Note that although the 75S seems more efficient, it does have a few drawbacks over the 100S model. Its fan runs continuously (30 watts or 0.72kWh/day continuously), cycles several times an hour and doesn’t have hot gas defrost (to work effectively below 16C). So what we do is run the 75S model in continuous mode on a timer to come on a few times a day. For our house, 6 hours a day keeps the humidity within a 55% to 60% range for most of the year. The 100S model turns its fan on only while dehumidifying and typically cycles every hour or two, similar to a fridge.
Although I went for Trotec machines, a few other compressor models worth looking at are the Meaco Platinum and the Olimpia Splendid 20+ litre ranges, which both claim to have high energy efficiency rates and one of the few brands to reveal their performance ratings at 26C 60%. I have never used either, so can’t comment on their actual performance or reliability.

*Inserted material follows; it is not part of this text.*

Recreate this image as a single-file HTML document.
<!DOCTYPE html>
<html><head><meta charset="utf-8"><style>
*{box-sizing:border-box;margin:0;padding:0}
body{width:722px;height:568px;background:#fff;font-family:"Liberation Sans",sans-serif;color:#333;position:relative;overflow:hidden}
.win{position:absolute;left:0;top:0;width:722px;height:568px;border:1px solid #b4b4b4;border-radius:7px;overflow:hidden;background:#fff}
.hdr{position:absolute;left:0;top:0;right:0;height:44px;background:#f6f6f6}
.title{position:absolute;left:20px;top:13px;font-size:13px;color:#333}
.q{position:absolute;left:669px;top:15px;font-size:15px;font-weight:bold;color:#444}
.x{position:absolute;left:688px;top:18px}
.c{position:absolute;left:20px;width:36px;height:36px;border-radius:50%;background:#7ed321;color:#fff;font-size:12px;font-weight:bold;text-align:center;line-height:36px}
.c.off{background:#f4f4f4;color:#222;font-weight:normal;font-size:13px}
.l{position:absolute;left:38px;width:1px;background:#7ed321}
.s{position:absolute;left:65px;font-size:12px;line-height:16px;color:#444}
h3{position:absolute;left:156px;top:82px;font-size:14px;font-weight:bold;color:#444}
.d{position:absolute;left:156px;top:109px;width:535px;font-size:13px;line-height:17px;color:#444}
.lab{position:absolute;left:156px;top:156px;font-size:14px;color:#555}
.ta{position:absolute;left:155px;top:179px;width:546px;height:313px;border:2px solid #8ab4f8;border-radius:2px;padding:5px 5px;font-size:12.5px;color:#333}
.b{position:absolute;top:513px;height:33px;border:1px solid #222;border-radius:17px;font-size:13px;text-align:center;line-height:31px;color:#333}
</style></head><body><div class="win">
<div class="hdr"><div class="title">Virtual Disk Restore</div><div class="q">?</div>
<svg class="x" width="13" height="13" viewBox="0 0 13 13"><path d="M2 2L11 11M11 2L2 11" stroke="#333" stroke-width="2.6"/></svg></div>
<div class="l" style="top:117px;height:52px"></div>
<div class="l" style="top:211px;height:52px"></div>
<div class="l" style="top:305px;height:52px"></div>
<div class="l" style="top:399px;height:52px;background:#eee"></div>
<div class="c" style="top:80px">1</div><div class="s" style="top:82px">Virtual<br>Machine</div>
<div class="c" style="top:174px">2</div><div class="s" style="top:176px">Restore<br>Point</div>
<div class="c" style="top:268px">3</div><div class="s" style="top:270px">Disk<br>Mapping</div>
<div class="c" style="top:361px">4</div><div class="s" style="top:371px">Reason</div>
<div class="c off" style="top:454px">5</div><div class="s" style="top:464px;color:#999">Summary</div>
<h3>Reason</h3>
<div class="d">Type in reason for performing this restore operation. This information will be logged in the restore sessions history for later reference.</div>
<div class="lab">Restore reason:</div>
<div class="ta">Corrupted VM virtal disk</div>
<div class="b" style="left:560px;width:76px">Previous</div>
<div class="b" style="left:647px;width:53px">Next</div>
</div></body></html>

Update 15th February 2017 – Over the past two years the Trotec 75 S gradually got noisier to the point where it was clearly audible across the house when trying to sleep at night. The vibration mainly came from its water tank, as the vibration would stop when pushing in at the water tank. However, after having little luck trying to stop the vibration noise, I decided to sell it. Then again, we had this dehumidifier for 4 and a half years and there was no noticeable deterioration in its performance despite being in nearly everyday use since purchase. I have now purchased a Meaco Platinum 20, so may publish a review on it at a later stage.